### Short problem:
Transcribe the data in full and exactly, omitting any pictures.

### Data section:
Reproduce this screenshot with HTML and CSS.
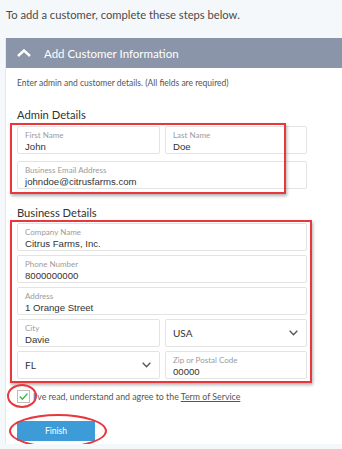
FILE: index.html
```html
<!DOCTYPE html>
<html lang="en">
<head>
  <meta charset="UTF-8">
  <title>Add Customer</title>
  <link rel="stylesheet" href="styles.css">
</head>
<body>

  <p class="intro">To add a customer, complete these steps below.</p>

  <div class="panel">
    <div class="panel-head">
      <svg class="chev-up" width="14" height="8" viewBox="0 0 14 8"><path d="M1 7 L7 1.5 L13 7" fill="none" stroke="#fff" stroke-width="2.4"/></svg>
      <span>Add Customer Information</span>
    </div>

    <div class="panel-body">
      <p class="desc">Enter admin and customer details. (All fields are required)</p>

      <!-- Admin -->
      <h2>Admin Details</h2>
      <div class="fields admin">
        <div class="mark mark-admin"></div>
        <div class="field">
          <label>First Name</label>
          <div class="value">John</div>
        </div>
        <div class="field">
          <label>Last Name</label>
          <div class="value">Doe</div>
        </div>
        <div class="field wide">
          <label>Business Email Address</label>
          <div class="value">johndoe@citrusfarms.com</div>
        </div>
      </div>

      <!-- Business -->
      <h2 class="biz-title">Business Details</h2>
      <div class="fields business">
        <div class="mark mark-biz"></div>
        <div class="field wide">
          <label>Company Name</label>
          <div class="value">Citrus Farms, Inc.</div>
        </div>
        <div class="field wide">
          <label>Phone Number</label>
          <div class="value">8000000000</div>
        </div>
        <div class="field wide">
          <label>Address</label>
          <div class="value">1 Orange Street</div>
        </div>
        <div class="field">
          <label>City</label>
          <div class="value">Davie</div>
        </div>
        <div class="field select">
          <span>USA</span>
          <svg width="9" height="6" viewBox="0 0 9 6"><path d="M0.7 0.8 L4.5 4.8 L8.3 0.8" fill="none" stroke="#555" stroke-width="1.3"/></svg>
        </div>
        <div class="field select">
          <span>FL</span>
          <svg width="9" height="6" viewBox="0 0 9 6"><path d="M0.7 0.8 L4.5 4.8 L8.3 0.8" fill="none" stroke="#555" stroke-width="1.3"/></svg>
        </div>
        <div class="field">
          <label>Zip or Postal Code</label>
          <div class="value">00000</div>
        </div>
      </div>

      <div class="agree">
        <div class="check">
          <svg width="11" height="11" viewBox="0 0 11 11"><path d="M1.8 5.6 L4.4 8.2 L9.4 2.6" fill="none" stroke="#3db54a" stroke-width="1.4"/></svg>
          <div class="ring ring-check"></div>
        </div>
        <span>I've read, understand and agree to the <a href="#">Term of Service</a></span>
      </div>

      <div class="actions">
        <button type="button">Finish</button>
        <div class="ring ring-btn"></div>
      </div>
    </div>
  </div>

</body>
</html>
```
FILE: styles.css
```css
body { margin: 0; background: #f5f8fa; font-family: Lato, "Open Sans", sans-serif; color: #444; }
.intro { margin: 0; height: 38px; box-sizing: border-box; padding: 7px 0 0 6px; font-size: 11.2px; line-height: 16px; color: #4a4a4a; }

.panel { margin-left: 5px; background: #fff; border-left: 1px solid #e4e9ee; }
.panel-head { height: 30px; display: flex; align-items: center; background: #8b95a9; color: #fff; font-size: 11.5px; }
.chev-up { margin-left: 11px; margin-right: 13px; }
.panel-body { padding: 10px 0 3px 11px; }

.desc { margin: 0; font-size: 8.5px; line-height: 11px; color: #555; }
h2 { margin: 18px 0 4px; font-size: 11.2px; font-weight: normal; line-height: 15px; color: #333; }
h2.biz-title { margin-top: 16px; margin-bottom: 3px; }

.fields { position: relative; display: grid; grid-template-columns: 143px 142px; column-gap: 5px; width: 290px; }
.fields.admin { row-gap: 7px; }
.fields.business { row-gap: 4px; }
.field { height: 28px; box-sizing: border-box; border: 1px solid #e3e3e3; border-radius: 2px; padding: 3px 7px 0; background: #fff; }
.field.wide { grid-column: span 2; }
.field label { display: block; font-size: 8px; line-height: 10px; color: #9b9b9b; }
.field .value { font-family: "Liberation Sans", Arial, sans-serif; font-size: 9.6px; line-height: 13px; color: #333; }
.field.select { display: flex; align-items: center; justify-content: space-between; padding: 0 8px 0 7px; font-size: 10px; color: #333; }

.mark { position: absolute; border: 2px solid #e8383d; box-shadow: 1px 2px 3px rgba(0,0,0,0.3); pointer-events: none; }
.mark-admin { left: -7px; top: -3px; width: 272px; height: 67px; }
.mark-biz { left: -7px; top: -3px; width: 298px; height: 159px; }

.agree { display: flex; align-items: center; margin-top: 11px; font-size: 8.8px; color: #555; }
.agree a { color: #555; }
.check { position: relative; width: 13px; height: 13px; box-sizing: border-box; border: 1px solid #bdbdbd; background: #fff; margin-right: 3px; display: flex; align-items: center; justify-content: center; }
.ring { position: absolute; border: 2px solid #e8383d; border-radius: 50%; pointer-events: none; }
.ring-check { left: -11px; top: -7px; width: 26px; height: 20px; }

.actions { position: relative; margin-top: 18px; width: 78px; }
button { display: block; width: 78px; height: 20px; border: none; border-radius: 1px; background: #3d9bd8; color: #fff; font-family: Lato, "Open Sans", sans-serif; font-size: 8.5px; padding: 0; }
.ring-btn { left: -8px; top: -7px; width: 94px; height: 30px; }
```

### Final result:
Reproduce this screenshot with HTML and CSS.
FILE: index.html
```html
<!DOCTYPE html>
<html lang="en">
<head>
  <meta charset="UTF-8">
  <title>Add Customer</title>
  <link rel="stylesheet" href="styles.css">
</head>
<body>

  <p class="intro">To add a customer, complete these steps below.</p>

  <div class="panel">
    <div class="panel-head">
      <svg class="chev-up" width="14" height="8" viewBox="0 0 14 8"><path d="M1 7 L7 1.5 L13 7" fill="none" stroke="#fff" stroke-width="2.4"/></svg>
      <span>Add Customer Information</span>
    </div>

    <div class="panel-body">
      <p class="desc">Enter admin and customer details. (All fields are required)</p>

      <!-- Admin -->
      <h2>Admin Details</h2>
      <div class="fields admin">
        <div class="mark mark-admin"></div>
        <div class="field">
          <label>First Name</label>
          <div class="value">John</div>
        </div>
        <div class="field">
          <label>Last Name</label>
          <div class="value">Doe</div>
        </div>
        <div class="field wide">
          <label>Business Email Address</label>
          <div class="value">johndoe@citrusfarms.com</div>
        </div>
      </div>

      <!-- Business -->
      <h2 class="biz-title">Business Details</h2>
      <div class="fields business">
        <div class="mark mark-biz"></div>
        <div class="field wide">
          <label>Company Name</label>
          <div class="value">Citrus Farms, Inc.</div>
        </div>
        <div class="field wide">
          <label>Phone Number</label>
          <div class="value">8000000000</div>
        </div>
        <div class="field wide">
          <label>Address</label>
          <div class="value">1 Orange Street</div>
        </div>
        <div class="field">
          <label>City</label>
          <div class="value">Davie</div>
        </div>
        <div class="field select">
          <span>USA</span>
          <svg width="9" height="6" viewBox="0 0 9 6"><path d="M0.7 0.8 L4.5 4.8 L8.3 0.8" fill="none" stroke="#555" stroke-width="1.3"/></svg>
        </div>
        <div class="field select">
          <span>FL</span>
          <svg width="9" height="6" viewBox="0 0 9 6"><path d="M0.7 0.8 L4.5 4.8 L8.3 0.8" fill="none" stroke="#555" stroke-width="1.3"/></svg>
        </div>
        <div class="field">
          <label>Zip or Postal Code</label>
          <div class="value">00000</div>
        </div>
      </div>

      <div class="agree">
        <div class="check">
          <svg width="11" height="11" viewBox="0 0 11 11"><path d="M1.8 5.6 L4.4 8.2 L9.4 2.6" fill="none" stroke="#3db54a" stroke-width="1.4"/></svg>
          <div class="ring ring-check"></div>
        </div>
        <span>I've read, understand and agree to the <a href="#">Term of Service</a></span>
      </div>

      <div class="actions">
        <button type="button">Finish</button>
        <div class="ring ring-btn"></div>
      </div>
    </div>
  </div>

</body>
</html>
```
FILE: styles.css
```css
body { margin: 0; background: #f5f8fa; font-family: Lato, "Open Sans", sans-serif; color: #444; }
.intro { margin: 0; height: 38px; box-sizing: border-box; padding: 7px 0 0 6px; font-size: 11.2px; line-height: 16px; color: #4a4a4a; }

.panel { margin-left: 5px; background: #fff; border-left: 1px solid #e4e9ee; }
.panel-head { height: 30px; display: flex; align-items: center; background: #8b95a9; color: #fff; font-size: 11.5px; }
.chev-up { margin-left: 11px; margin-right: 13px; }
.panel-body { padding: 10px 0 3px 11px; }

.desc { margin: 0; font-size: 8.5px; line-height: 11px; color: #555; }
h2 { margin: 18px 0 4px; font-size: 11.2px; font-weight: normal; line-height: 15px; color: #333; }
h2.biz-title { margin-top: 16px; margin-bottom: 3px; }

.fields { position: relative; display: grid; grid-template-columns: 143px 142px; column-gap: 5px; width: 290px; }
.fields.admin { row-gap: 7px; }
.fields.business { row-gap: 4px; }
.field { height: 28px; box-sizing: border-box; border: 1px solid #e3e3e3; border-radius: 2px; padding: 3px 7px 0; background: #fff; }
.field.wide { grid-column: span 2; }
.field label { display: block; font-size: 8px; line-height: 10px; color: #9b9b9b; }
.field .value { font-family: "Liberation Sans", Arial, sans-serif; font-size: 9.6px; line-height: 13px; color: #333; }
.field.select { display: flex; align-items: center; justify-content: space-between; padding: 0 8px 0 7px; font-size: 10px; color: #333; }

.mark { position: absolute; border: 2px solid #e8383d; box-shadow: 1px 2px 3px rgba(0,0,0,0.3); pointer-events: none; }
.mark-admin { left: -7px; top: -3px; width: 272px; height: 67px; }
.mark-biz { left: -7px; top: -3px; width: 298px; height: 159px; }

.agree { display: flex; align-items: center; margin-top: 11px; font-size: 8.8px; color: #555; }
.agree a { color: #555; }
.check { position: relative; width: 13px; height: 13px; box-sizing: border-box; border: 1px solid #bdbdbd; background: #fff; margin-right: 3px; display: flex; align-items: center; justify-content: center; }
.ring { position: absolute; border: 2px solid #e8383d; border-radius: 50%; pointer-events: none; }
.ring-check { left: -11px; top: -7px; width: 26px; height: 20px; }

.actions { position: relative; margin-top: 18px; width: 78px; }
button { display: block; width: 78px; height: 20px; border: none; border-radius: 1px; background: #3d9bd8; color: #fff; font-family: Lato, "Open Sans", sans-serif; font-size: 8.5px; padding: 0; }
.ring-btn { left: -8px; top: -7px; width: 94px; height: 30px; }
```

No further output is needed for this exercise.